Exchange rates Flashcards
What is a trade weighted index?
A basket of currencies weighted according to their importance in trade flows with Australia. It accurately reflects changes in the value of the currency.
What is an exchange rate?
The price of one country’s currency in terms of another country’s currency
What is the foreign exchange market?
The market in which currencies of different countries are bought and sold
What is foreign exchange?
The currency of another county needed to carry out international transactions
What would happen if Australia increased imports from the US?
- Increased supply of $AUST
- Value of the $AUST will depreciate
- Increased demand for $US
- $US will appreciate
When is the Australian dollar said to have depreciated?
If one unit buys less units of another currency
When is the Australian dollar said to have appreciated?
If one unit buys more units of another currency
What is the link between a nation’s balance of payments and the value of its currency?
- The balance of payments records all the international transactions in goods, services, income, financial assets and liabilities
- The exchange rate is the means by which these transactions are facilitated
What is a fixed exchange rate?
Implies that the value of the currency is maintained at the same rate for a long period of time
What is a floating exchange rate?
The market forces of supply and demand led to the fluctuations in the exchange rate
What is a hybrid exchange rate?
The value of the currency is tied to the certain groups or baskets of currencies
What is the demand for a currency is determined by?
- Exports of goods and services
- Receipts of income from overseas
- Capital inflow (foreign investment)
What is the supply of a currency is determined by?

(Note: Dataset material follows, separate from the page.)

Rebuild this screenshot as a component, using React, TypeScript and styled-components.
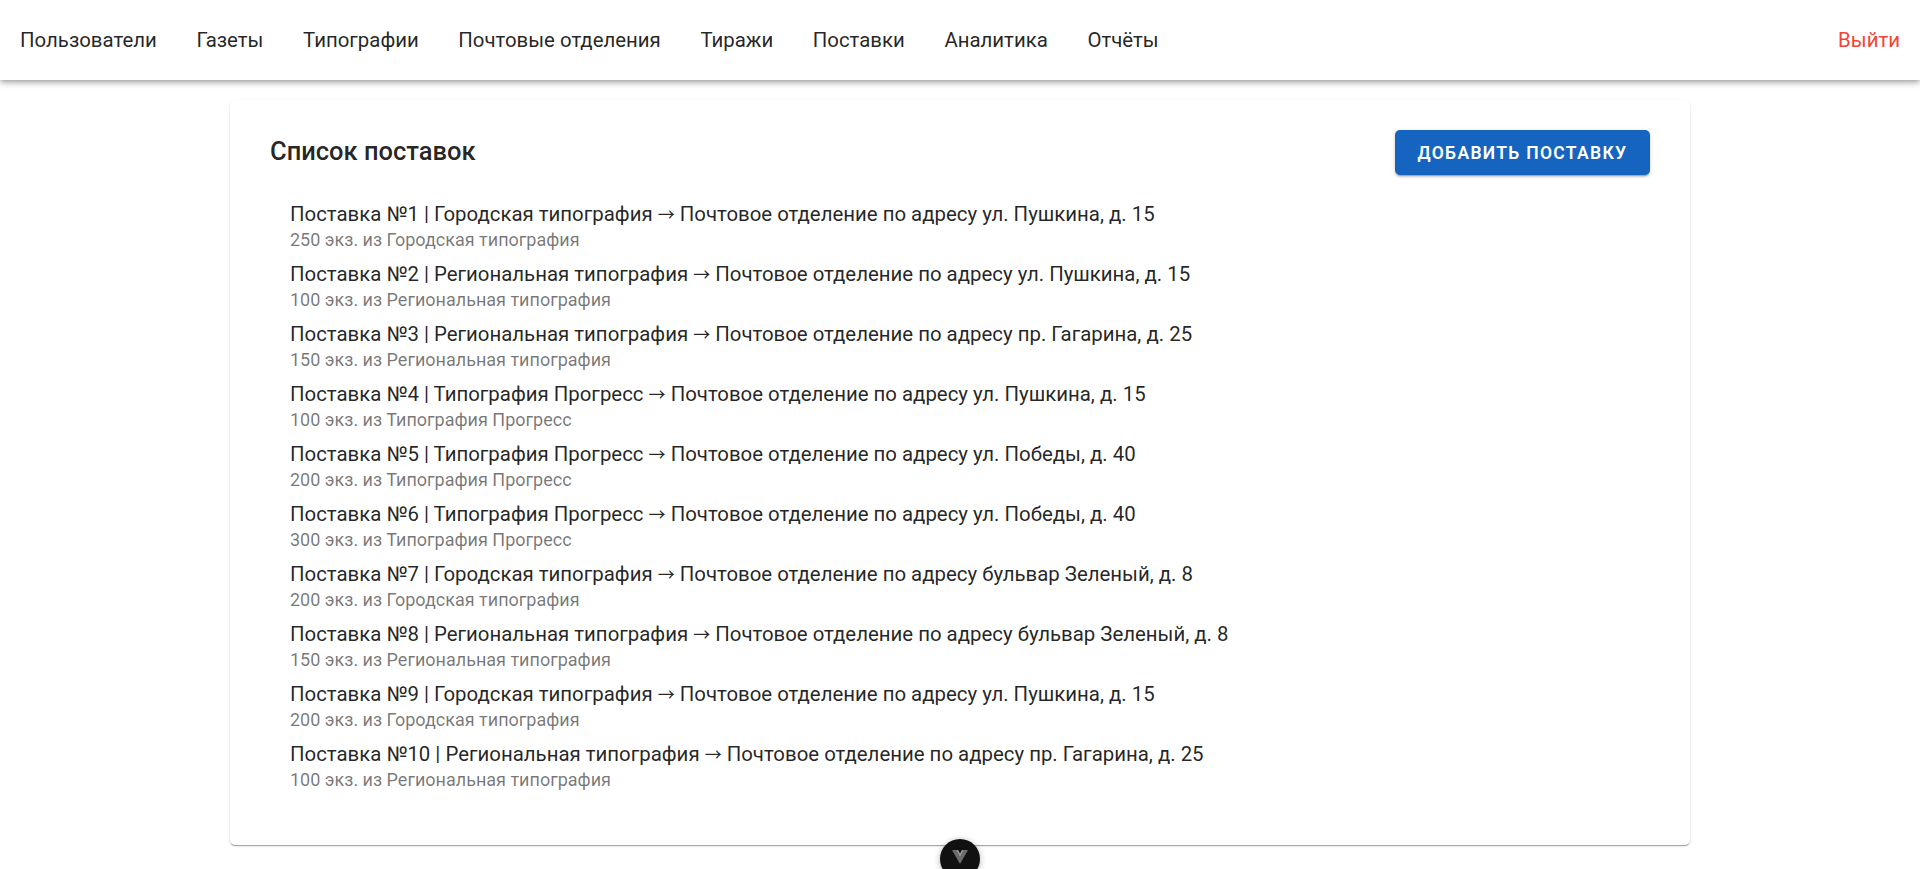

- Imports of goods and services
- Payments of income to overseas
- Capital outflow (investment abroad)
What happens when demand for $AUST increases?
- Due to an increased demand for Australian exports
- The value of the Australian dollar will appreciate
What happens when the supply of the $AUST increases?
- Due to an increase in imports or increased income payments to overseas investors
- The value of the Australian dollar will then depreciate
Why does a floating exchange rate means that the total balance of payments will always balance?
- If there is a deficit on the current account, then under a free exchange rate, a matching surplus will occur on the capital and financial account
- The balance of payments must balance because with a free exchange rate, the demand of the currency (the sum of all credits) equals the supply of the currency (the sum of all debits)
What is a clean float?
Currency floats free from the interference of the central bank
What is a managed exchange rate?
Occurs when there is official intervention in the foreign exchange market by the Reserve Bank
What are the 2 ways the central bank can influence exchange rates?
- Can act as a buyer or seller of currency
o Indirectly influencing its rate through the market system
o EG. To prevent the exchange rate from falling too low, it would enter the market as a buyer of $AUST and use its reserves of foreign exchange to bid up the price - Monetary policy
o Used to set short term interest rates
o If interest rates are increased, then foreign investment will be attracted to the Australian economy increasing the demand for the Australian dollars and appreciating the currency
What happens when a rise in the CAD causes the exchange rate to depreciate?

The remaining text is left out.